When specifically considering research areas within health psychology, there are a vast amount of available resources. There is room for combining data from databases across healthcare, public health, policy, psychology, education, and other fields to yield innovative and interesting findings (Langkamp et al., 2021). Imagine utilizing datasets from the National Center for Biotechnology Information (NCBI) database, which provides access to biomedical and genomic data, in combination with data that captures psychological constructs like a diagnosis-specific database (e.g., the National Database for Autism Research (NDAR) or the Maternal and Child Health database).
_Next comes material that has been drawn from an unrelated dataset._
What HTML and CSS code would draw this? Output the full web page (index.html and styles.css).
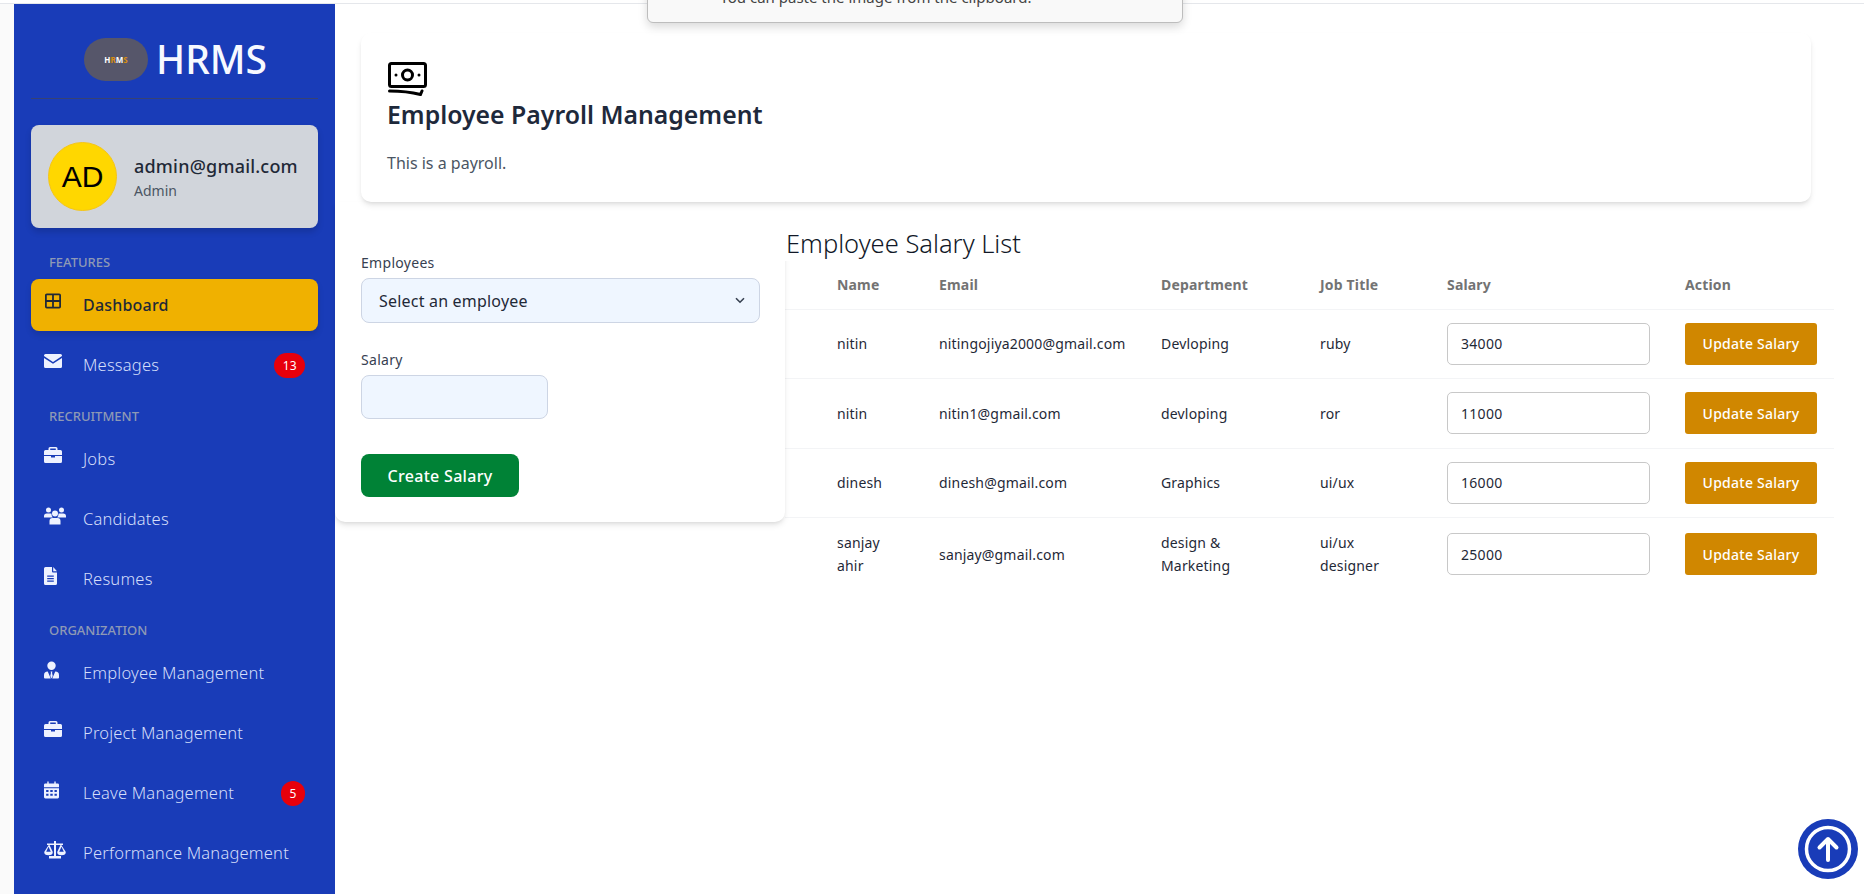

There are possibilities for research across cultures or geographic areas with databases

like the European Social Survey (ESS) of social and health-related experiences, the World Health Organization Global Health Observatory, or the Integrated Public Use Microdata Series (IPUMS), which houses various census and survey data from around the world.

Final Thoughts

When weighing the benefits and limitations of secondary data analysis research, there is potential for valuable and innovative insights. Research with existing databases can fill gaps in the literature that may exist due in part to common barriers faced in research, such as the resource-intensive nature of primary data collection. For those who wish to explore this methodology further, we encourage considering the power of secondary data analysis as a research tool.


American Psychological Association. (2021). Data sharing and other research resources. https://www.apa.org/research/responsible/data-links

Langkamp, D. L., Barnes, A. J., & Zuckerman, K. E. (2021). Secondary analysis of existing data sets for developmental behavioral pediatrics. Journal of Developmental & Behavioral Pediatrics, 42(4), 322-330.

Smith, A. K., Ayanian, J. Z., Covinsky, K. E., Landon, B. E., McCarthy, E. P., Wee, C. C., &  Steinman, M. A. (2011). Conducting high-value secondary dataset analysis: An introductory guide and resources. Journal of General Internal Medicine, 26(8), 920–929. https://doi.org/10.1007/s11606-010-1621-5

Wiley, S., Schonfeld, D. J., Fredstrom, B., & Huffman, L. (2013). Research training of developmental-behavioral pediatrics fellows: A survey of fellowship directors by developmental-behavioral pediatrics research network. Journal of Developmental & Behavioral Pediatrics, 34(6), 406-413.

U.S. Department of Health and Human Services. (n.d.). Directory of health and human services data resources.